In the Texas case, the Supreme Court overruled a lower court’s finding that race was impermissibly used to draw the new map. Instead, the justices insisted that state lawmakers deserved a “presumption of good faith” if their gerrymandering was for political, not racial, gain. The Court also invoked the so-called Purcell principle—typically used to avoid last-minute changes before an election—to justify leaving the map in place, even though the general election was nearly a year away and Texas primaries wouldn’t occur until March 2026. As The Fulcrum notes, this interpretation stretches the Purcell principle to its breaking point, effectively making every election “imminent” and shielding even blatant gerrymanders from timely judicial review.
The Court’s decision has left many observers—on both sides of the aisle—confused and frustrated. For pro-democracy advocates, the ruling represents a backward slide, undermining decades of efforts to ensure fair and effective representation. The concern is not just theoretical: the ruling could soon be compounded if the justices further weaken Section 2 of the Voting Rights Act, the last major federal tool for challenging racially discriminatory maps. Oral arguments in Louisiana v. Callais this past October suggest that outcome is far from unlikely.
With federal courts increasingly sidelined, the battle over gerrymandering has shifted to the states. As Stateline reports, state courts are now the primary battleground for legal challenges to partisan maps. Advocates are turning to state constitutions, many of which guarantee free and fair elections and equal protection—sometimes with language even more robust than the U.S. Constitution. "Basically, every one of the 50 states has something in its constitution that could be used to constrain partisan gerrymandering," said Samuel Wang, director of the Princeton Gerrymandering Project, to Stateline.

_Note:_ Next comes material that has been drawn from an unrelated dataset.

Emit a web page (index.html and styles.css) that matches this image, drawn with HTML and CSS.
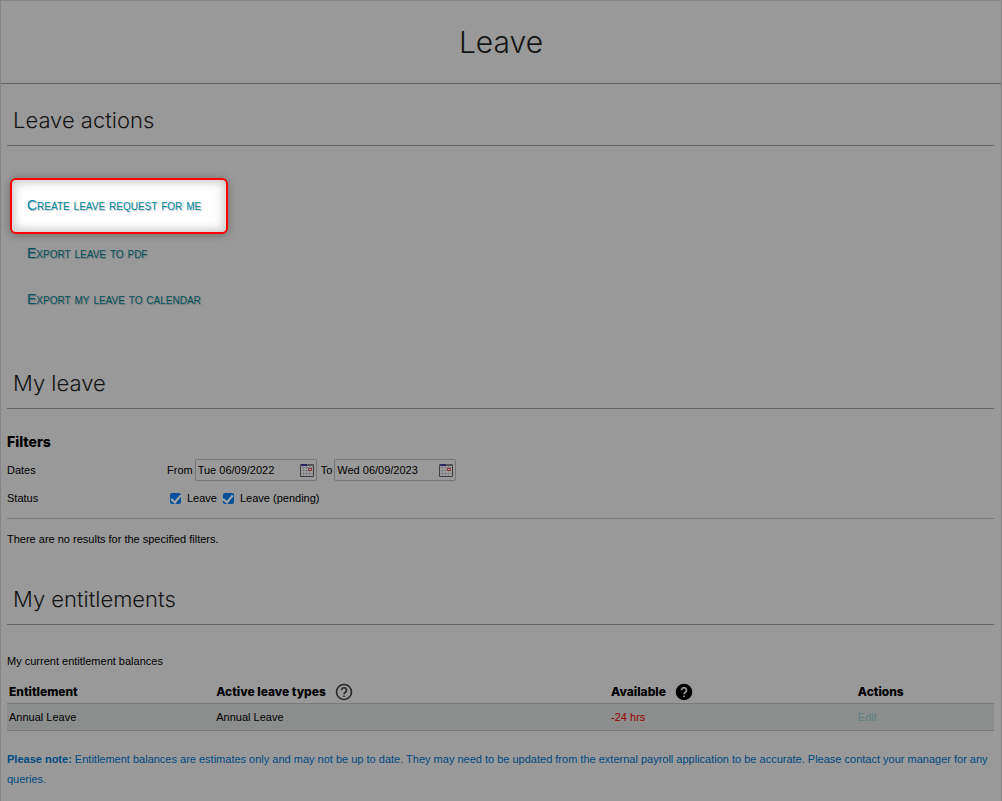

Missouri has become a focal point in this new era of state-level redistricting warfare. After lawmakers there passed a gerrymandered congressional map in the fall of 2025, opponents quickly gathered more than 300,000 signatures—nearly triple the threshold required—to force a statewide vote on whether to overturn the map. Yet, Republican state officials have announced their intention to use the disputed map in the meantime, setting up a high-stakes showdown in the courts. Missouri courts appear likely to weigh in, and legal wrangling over whether enough valid signatures were gathered before the map was signed into law could ultimately determine whether voters get a say.
"If we need to continue to litigate to enforce our constitutional rights, we will," said Richard von Glahn, a progressive activist leading the People Not Politicians campaign, as quoted by Stateline. The Missouri dispute is emblematic of a broader trend: as federal courts step back, state courts are being asked to interpret often-untested constitutional provisions. Some states, like Utah, have already seen their supreme courts rule that legislatures violated state constitutions by repealing independent redistricting processes. Others, like North Carolina, have seen court decisions flip after changes in judicial composition.
The stakes are high and the landscape is shifting. As Stateline notes, at least ten state supreme courts have found they can decide cases involving partisan gerrymandering. Yet, four—including Missouri’s—have previously ruled that they cannot review such claims, though challenges on other grounds may still proceed. In Utah, for example, the state supreme court found lawmakers had violated the constitution, prompting a district court judge to adopt a new map likely to result in the election of a Democrat in a state where all four seats are currently held by Republicans.
This unprecedented mid-decade redistricting arms race has been one of 2025’s dominant political stories, with states like Texas, California, Indiana, Utah, and North Carolina all redrawing maps ahead of 2026. Even in Indiana, a proposed congressional gerrymander backed by the Trump administration was rejected by state senators, with some lawmakers expressing deep concerns about limiting court involvement and bypassing the right to a jury trial—a right described as “sacred” by Indiana Republican state Sen. Greg Walker during floor debate, according to Stateline.
Meanwhile, legal advocates and organizations like the Campaign Legal Center are focusing their efforts on defending independent redistricting commissions and challenging unfair maps through state court lawsuits. In September, the Center filed a lawsuit on behalf of Missouri voters, challenging what it called an “egregious” gerrymander. The hope among reformers is that state-level action—whether through courts, commissions, or referenda—can succeed where federal remedies have faltered.
Yet, as the legal and political battles rage, the underlying issue remains: who gets to draw the lines, and who gets to decide if those lines are fair? The answers, it seems, are growing more complex and contentious with each passing year. For those committed to defending democratic principles, the fight continues—one courtroom and one election at a time.